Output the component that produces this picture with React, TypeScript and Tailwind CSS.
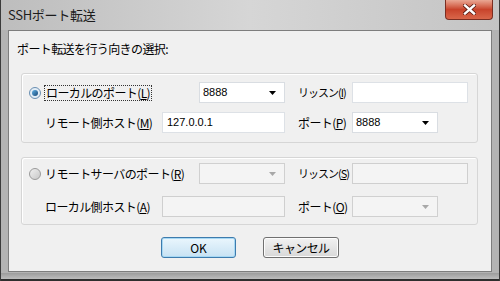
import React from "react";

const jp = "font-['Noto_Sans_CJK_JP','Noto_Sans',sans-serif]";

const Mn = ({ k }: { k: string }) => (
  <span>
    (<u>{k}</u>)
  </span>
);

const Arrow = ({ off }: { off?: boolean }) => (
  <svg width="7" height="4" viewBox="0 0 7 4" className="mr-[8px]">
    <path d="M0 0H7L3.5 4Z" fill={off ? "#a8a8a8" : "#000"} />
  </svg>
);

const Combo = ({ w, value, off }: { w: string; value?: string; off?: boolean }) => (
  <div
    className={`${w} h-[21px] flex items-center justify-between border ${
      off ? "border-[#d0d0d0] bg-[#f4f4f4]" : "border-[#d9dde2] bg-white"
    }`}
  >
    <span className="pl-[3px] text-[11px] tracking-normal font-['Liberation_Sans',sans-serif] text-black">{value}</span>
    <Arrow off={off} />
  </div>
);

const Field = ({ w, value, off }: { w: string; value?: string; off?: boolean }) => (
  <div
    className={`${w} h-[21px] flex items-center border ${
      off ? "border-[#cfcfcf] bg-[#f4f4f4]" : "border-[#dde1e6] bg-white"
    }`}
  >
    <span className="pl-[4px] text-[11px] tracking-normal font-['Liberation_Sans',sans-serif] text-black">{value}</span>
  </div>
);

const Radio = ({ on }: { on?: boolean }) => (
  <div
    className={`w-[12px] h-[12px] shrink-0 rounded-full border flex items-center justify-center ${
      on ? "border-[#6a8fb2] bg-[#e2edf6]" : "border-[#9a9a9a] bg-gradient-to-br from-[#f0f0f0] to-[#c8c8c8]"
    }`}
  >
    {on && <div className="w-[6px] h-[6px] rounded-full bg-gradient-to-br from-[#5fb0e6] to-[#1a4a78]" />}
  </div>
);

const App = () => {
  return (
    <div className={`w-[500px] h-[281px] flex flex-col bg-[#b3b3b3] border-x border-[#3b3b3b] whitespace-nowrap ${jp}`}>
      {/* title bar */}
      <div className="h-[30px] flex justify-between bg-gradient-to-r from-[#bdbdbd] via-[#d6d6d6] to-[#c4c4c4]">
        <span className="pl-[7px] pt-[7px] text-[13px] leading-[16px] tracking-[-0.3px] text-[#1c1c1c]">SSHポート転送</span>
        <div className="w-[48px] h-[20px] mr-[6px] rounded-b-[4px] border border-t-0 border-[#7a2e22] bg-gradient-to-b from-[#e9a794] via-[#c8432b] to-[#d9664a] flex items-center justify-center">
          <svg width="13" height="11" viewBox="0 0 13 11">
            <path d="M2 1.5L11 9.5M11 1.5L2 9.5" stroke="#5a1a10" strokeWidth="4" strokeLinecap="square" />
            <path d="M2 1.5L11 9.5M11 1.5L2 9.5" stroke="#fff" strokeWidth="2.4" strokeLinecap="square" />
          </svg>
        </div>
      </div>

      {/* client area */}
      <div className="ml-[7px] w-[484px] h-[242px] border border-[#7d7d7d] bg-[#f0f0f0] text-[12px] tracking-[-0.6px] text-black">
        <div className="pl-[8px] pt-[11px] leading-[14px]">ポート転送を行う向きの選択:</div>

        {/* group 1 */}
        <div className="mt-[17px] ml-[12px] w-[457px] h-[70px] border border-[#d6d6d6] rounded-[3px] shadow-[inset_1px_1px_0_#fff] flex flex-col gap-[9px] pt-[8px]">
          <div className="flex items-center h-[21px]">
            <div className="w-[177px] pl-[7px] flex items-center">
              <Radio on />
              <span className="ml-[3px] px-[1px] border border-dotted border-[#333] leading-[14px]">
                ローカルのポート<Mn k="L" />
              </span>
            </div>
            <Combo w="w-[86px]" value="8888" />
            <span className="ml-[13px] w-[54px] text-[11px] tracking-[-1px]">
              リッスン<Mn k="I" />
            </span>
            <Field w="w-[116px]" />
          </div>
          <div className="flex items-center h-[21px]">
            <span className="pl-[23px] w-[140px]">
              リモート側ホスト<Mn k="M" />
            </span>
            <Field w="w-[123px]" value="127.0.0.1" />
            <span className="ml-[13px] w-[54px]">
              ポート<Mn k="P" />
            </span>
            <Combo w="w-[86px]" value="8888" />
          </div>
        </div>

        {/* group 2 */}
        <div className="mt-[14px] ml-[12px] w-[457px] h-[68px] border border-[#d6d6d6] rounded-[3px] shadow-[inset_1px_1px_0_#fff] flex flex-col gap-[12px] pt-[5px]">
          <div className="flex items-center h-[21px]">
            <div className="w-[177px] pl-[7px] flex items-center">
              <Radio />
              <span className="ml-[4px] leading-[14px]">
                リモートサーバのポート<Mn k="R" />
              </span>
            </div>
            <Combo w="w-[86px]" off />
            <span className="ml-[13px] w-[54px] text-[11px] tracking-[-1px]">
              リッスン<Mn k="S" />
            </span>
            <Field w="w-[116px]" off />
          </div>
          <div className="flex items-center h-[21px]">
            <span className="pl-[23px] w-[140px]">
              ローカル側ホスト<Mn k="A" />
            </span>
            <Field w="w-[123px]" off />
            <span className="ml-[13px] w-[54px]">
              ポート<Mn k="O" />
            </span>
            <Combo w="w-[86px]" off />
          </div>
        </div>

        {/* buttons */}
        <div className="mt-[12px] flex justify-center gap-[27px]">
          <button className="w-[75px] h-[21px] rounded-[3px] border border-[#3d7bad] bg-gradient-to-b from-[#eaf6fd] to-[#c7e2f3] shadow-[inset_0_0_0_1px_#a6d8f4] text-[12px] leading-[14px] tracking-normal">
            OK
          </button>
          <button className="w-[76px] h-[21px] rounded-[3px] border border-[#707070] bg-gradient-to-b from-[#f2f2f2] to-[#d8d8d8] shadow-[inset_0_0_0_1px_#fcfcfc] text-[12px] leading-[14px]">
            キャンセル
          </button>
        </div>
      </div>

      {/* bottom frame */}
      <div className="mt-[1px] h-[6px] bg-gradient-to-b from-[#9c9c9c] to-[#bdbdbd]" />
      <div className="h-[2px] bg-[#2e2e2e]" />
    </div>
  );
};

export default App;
+++
◆ Exercise prompt ◆
Copy out every line that includes the word "React".

◆ Worked solution ◆
Output the component that produces this picture with React, TypeScript and Tailwind CSS.
import React from "react";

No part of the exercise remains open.